Remote student teachers visit campus, urban schools

By Leanne Miles

A group of Charles Darwin University students from Indigenous communities across the Northern Territory has visited Darwin as part of a program aimed at growing the number of Indigenous teachers in community schools.

The Bachelor of Education (Primary) students are taking part in a fully accredited and nationally recognised teacher education program being delivered by CDU through the Growing Our Own (GOO) program in partnership with the Catholic Education Office.

During the visit the 17 students from Bathurst Island, Daly River, Katherine, Santa Teresa and Wadeye undertook an intensive unit and visited urban schools.

Tiwi student Tammy Kerinaiwa, who is in her second year of study, said she wanted to formalise her qualifications as a teacher after being inspired by her auntie and grandfather.

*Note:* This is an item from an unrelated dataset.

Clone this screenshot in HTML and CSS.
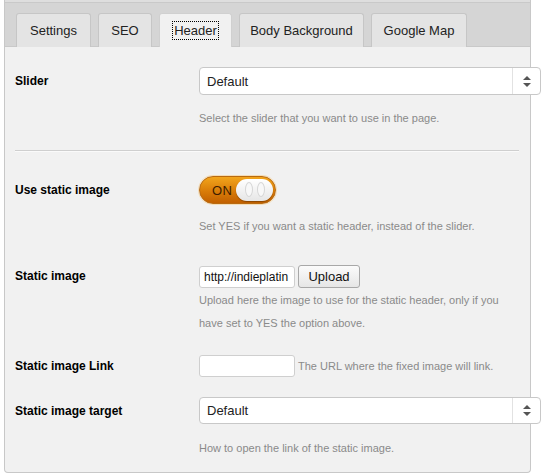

“Growing up with my auntie who was a Tiwi principal, I had always wanted to become a teacher,” she said. “When I become a qualified teacher I will be able to pass my knowledge on and also encourage the next generation of teachers in our community.”

CDU GOO coordinator Ben Van Gelderen said the program was customised to meet the needs of the students, and their communities and schools.

“The program is set up around the idea of two-way learning and knowledge exchange,” he said. “While the Indigenous students are working as assistant teachers and studying, they learn from the mainstream teachers and CDU lecturers and, in turn, they learn from the students about Indigenous ways of learning and living together .”

Ms Kerinaiwa said that having local people teach in communities provided an opportunity for Indigenous knowledge to be incorporated into the curriculum.

Now in its eighth year, the Australian Government funded program has celebrated the graduation of 21 students, who have since taken up teaching positions at remote Indigenous schools.

During the program each student's work is moderated rigorously against that of other students in the course and on completion they can apply for membership of the Northern Territory Teachers' Registration Board.